### DIRECTIONS FOR THIS TASK
Only the lines holding the string "screenshot" are needed. Copy each one.

### THE RECORDS
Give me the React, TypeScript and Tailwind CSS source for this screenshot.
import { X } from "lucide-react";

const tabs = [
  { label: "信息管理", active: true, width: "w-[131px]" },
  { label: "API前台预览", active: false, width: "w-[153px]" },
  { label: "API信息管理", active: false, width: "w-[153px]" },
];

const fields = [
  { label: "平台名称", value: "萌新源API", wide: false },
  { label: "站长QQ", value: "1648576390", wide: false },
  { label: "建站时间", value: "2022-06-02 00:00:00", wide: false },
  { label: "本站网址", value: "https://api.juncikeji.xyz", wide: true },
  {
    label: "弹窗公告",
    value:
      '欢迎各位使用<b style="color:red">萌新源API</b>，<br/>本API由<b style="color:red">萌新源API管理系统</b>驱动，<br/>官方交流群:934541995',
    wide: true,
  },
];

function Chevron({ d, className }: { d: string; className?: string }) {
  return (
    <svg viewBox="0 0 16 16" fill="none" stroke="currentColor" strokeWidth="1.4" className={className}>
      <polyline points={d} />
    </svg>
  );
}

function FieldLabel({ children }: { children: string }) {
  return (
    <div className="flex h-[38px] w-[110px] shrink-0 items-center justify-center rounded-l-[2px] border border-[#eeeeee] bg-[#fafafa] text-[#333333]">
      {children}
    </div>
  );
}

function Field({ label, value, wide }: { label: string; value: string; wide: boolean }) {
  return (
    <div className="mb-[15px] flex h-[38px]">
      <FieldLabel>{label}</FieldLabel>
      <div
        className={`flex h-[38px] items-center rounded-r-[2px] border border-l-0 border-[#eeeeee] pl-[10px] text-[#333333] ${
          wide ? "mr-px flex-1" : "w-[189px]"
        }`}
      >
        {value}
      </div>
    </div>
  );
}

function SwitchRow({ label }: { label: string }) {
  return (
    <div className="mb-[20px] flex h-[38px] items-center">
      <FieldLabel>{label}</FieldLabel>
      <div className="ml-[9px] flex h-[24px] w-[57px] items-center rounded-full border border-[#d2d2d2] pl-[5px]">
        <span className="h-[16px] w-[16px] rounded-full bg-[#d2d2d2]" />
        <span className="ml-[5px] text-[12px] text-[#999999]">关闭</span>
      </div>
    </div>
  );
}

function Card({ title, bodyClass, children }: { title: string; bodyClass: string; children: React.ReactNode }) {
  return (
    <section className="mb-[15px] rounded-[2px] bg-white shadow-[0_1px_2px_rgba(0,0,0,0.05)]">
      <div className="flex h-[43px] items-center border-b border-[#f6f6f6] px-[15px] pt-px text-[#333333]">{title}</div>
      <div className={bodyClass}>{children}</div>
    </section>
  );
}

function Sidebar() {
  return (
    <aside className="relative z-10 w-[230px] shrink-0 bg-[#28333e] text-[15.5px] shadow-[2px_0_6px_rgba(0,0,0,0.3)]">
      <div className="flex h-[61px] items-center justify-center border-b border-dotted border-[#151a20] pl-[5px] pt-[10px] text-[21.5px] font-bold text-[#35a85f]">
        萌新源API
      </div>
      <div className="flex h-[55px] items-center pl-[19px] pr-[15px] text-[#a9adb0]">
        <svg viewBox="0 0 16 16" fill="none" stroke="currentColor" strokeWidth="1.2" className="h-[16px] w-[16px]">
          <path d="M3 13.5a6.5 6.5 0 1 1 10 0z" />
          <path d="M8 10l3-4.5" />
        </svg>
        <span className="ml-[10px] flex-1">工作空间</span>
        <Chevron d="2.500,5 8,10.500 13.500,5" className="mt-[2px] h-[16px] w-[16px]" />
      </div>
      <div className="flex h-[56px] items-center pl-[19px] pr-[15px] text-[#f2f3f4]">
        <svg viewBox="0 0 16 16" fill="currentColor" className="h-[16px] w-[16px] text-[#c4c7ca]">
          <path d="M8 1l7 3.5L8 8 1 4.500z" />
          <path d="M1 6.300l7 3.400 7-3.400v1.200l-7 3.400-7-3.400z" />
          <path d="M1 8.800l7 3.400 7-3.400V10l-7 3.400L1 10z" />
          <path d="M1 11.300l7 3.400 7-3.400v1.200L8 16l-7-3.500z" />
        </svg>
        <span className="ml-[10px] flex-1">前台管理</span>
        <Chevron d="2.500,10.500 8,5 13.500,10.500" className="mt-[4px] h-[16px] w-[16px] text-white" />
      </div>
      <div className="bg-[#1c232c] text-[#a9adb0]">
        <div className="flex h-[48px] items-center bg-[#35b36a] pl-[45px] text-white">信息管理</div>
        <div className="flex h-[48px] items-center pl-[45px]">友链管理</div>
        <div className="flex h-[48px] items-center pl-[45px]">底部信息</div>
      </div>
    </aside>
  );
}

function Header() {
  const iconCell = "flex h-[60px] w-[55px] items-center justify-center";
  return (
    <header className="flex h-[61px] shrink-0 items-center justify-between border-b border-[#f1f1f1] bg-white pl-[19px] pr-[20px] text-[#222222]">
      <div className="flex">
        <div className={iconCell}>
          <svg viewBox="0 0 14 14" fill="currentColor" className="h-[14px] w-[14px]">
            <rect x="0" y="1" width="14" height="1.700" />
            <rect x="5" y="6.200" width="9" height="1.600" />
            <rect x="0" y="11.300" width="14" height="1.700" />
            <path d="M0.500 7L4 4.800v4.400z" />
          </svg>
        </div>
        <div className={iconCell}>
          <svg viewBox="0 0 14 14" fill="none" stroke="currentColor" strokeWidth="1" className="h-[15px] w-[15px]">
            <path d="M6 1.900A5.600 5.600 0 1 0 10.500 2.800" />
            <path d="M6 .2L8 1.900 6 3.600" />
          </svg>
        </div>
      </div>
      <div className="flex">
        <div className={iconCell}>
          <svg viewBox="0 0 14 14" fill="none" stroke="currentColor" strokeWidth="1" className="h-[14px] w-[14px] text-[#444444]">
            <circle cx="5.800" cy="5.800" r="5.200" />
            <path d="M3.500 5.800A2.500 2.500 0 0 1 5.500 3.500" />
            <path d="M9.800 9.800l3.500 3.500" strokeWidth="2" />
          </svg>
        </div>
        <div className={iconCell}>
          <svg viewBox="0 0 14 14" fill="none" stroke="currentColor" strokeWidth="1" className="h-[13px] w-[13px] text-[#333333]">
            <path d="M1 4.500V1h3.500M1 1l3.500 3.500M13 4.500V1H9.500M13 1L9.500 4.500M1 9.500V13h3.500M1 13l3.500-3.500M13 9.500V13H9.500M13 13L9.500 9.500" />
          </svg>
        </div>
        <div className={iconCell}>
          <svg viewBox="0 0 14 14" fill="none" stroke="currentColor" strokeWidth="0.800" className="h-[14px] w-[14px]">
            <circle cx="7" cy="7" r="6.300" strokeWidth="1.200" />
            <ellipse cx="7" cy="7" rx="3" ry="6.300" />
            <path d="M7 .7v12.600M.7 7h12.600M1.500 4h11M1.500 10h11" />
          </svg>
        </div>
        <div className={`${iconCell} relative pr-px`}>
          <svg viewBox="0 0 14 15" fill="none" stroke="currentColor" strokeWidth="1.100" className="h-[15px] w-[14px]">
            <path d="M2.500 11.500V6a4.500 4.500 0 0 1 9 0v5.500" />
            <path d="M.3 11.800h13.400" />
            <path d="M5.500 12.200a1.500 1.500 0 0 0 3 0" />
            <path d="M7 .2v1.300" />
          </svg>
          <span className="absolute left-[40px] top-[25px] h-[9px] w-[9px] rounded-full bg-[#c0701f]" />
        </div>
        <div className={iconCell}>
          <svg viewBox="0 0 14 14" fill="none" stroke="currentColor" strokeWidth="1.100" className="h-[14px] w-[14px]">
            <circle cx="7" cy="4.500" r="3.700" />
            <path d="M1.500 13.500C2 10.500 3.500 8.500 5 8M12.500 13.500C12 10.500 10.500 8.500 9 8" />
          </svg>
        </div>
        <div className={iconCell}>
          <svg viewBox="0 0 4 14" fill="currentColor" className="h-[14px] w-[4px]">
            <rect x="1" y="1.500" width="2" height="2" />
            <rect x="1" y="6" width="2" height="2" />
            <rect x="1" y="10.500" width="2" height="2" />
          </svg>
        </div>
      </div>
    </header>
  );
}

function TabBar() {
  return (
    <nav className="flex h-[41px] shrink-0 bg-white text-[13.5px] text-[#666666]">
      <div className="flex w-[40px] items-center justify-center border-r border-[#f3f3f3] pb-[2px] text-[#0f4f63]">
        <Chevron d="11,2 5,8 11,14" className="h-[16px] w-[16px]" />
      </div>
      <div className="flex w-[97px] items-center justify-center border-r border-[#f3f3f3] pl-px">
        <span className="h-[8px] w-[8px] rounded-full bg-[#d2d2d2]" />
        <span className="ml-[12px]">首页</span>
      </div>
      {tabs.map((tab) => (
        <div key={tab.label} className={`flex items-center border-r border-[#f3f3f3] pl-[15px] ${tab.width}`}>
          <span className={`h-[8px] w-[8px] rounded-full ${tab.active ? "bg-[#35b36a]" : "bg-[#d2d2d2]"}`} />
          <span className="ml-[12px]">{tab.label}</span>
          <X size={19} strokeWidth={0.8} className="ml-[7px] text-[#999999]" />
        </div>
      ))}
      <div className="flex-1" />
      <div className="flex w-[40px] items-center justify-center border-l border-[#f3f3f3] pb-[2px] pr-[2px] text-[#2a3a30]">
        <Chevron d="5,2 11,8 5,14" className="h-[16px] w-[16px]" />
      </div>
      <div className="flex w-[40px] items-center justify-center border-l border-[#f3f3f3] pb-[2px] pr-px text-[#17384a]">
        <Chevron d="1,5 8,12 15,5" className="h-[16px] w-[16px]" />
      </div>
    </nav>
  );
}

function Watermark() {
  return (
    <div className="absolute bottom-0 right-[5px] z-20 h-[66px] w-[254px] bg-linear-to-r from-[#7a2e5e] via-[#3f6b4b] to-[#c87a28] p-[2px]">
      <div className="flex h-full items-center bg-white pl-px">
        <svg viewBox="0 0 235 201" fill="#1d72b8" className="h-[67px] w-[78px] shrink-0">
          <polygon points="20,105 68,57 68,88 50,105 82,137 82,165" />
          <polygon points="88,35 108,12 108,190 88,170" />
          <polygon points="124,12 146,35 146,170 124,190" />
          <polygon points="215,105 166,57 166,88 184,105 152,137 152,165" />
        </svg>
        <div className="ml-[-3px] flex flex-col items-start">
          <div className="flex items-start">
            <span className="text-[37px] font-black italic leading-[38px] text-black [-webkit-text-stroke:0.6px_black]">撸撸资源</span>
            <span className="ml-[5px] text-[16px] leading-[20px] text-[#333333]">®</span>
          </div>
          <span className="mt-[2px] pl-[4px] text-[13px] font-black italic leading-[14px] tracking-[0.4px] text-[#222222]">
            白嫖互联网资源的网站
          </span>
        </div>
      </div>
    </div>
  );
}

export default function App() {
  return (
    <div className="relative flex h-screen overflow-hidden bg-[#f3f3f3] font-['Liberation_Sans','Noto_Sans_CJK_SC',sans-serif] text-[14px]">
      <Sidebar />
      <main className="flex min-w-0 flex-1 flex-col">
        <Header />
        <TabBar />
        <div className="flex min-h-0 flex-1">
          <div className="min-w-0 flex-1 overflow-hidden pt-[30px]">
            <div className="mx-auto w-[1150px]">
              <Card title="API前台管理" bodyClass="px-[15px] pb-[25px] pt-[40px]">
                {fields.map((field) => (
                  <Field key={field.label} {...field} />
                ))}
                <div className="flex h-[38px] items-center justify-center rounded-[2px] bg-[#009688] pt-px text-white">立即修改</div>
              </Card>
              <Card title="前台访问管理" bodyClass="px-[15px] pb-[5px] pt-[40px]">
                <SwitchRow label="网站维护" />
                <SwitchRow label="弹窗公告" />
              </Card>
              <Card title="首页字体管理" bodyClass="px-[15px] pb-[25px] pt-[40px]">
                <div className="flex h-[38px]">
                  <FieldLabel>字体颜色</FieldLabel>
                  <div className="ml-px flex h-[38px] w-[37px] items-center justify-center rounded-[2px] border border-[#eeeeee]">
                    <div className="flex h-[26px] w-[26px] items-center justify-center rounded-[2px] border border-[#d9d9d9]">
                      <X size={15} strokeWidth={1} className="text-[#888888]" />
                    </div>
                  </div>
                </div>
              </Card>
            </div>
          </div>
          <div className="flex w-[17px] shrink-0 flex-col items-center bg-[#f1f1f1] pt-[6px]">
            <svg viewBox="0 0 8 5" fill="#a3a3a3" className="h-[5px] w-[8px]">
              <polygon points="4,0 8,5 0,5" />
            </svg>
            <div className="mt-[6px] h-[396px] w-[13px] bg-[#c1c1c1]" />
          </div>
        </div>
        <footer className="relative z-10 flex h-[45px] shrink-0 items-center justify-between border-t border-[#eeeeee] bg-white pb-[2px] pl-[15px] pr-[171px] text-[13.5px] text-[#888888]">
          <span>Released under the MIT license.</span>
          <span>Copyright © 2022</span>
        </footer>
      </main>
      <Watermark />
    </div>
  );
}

--

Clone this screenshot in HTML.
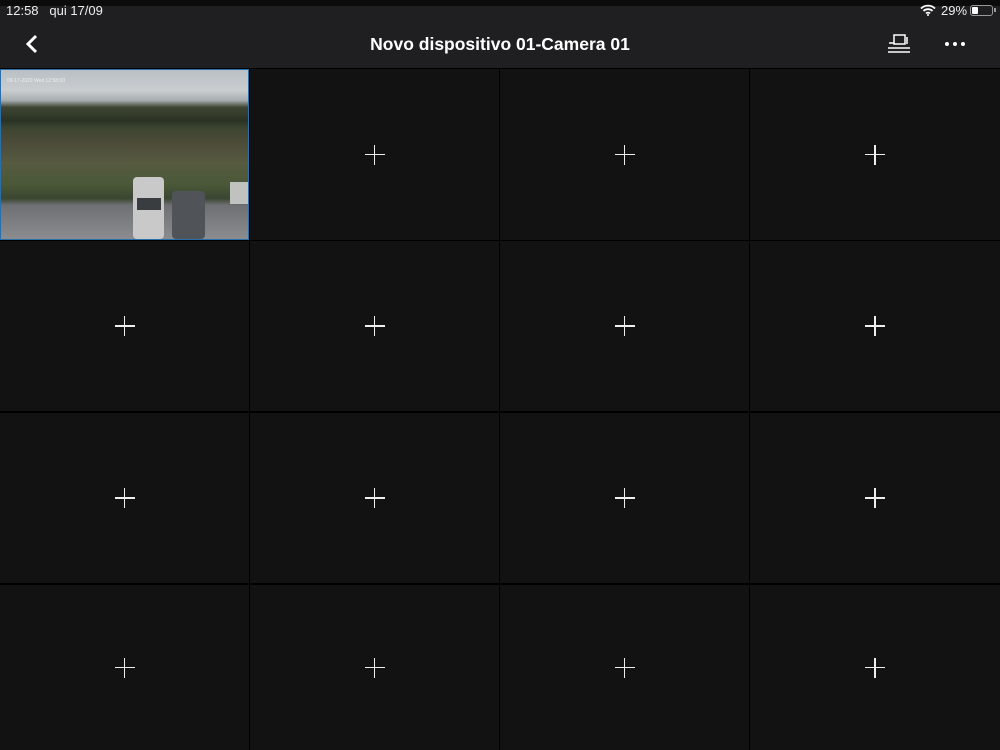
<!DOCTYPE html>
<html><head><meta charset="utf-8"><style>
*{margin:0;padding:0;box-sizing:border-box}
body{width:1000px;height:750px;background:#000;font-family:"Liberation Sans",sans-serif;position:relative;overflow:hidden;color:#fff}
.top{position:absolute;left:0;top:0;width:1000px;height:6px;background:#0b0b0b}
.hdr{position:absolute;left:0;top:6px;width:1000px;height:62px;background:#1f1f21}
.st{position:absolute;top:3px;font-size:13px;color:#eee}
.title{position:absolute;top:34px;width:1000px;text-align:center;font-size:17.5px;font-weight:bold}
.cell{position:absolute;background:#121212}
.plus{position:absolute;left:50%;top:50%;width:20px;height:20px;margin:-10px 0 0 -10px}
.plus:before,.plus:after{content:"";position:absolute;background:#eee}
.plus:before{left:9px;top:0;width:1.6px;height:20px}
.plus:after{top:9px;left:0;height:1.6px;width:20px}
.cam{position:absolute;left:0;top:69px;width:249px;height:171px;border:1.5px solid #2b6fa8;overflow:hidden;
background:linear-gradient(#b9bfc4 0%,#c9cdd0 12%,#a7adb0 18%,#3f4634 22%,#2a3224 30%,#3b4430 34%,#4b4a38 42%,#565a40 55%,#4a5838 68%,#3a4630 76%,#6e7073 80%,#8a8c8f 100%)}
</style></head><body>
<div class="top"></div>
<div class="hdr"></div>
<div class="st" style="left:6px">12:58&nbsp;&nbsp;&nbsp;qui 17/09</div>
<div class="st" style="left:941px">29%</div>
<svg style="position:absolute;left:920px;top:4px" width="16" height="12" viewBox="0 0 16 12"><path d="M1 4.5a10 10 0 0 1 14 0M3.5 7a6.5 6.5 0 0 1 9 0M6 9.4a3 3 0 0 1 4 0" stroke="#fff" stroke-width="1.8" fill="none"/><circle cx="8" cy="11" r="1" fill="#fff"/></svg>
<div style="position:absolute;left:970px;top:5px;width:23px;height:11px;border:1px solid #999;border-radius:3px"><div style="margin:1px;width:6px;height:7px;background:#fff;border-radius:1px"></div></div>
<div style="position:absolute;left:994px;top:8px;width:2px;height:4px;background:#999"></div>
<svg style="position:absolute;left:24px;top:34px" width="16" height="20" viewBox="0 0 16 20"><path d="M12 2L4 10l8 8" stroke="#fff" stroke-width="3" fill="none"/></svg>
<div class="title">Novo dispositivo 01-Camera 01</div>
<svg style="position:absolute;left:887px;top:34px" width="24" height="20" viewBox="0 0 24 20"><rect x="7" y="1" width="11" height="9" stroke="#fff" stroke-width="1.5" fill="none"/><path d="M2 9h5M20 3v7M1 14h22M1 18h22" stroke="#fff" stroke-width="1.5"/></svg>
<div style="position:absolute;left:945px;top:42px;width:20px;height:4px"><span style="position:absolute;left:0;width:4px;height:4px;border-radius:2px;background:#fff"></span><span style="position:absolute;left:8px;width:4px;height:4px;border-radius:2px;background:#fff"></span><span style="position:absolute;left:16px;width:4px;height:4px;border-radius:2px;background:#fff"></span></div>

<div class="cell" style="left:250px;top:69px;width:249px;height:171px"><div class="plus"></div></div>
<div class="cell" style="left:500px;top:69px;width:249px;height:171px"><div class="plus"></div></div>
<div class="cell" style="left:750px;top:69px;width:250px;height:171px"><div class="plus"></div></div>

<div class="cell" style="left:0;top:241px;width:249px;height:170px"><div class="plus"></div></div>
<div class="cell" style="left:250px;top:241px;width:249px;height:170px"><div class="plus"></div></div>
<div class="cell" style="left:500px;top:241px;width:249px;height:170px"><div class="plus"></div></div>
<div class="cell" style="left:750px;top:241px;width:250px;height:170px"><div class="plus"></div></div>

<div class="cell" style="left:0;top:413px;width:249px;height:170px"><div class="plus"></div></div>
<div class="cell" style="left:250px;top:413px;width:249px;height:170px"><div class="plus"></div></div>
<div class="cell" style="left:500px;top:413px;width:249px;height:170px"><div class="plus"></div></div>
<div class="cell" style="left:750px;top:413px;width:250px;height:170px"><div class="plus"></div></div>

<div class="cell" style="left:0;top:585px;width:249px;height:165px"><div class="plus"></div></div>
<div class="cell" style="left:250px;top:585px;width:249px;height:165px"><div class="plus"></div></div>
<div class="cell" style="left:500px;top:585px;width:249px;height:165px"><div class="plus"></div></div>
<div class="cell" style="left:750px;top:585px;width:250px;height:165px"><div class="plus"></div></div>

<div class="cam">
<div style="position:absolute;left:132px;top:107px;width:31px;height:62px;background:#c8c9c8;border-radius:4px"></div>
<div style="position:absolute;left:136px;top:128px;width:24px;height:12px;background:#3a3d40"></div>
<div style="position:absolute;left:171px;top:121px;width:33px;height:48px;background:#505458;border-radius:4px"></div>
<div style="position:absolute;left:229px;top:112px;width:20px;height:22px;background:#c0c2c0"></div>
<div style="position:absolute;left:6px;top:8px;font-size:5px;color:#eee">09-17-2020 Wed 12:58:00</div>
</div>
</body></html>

### RESULT
Give me the React, TypeScript and Tailwind CSS source for this screenshot.
Clone this screenshot in HTML.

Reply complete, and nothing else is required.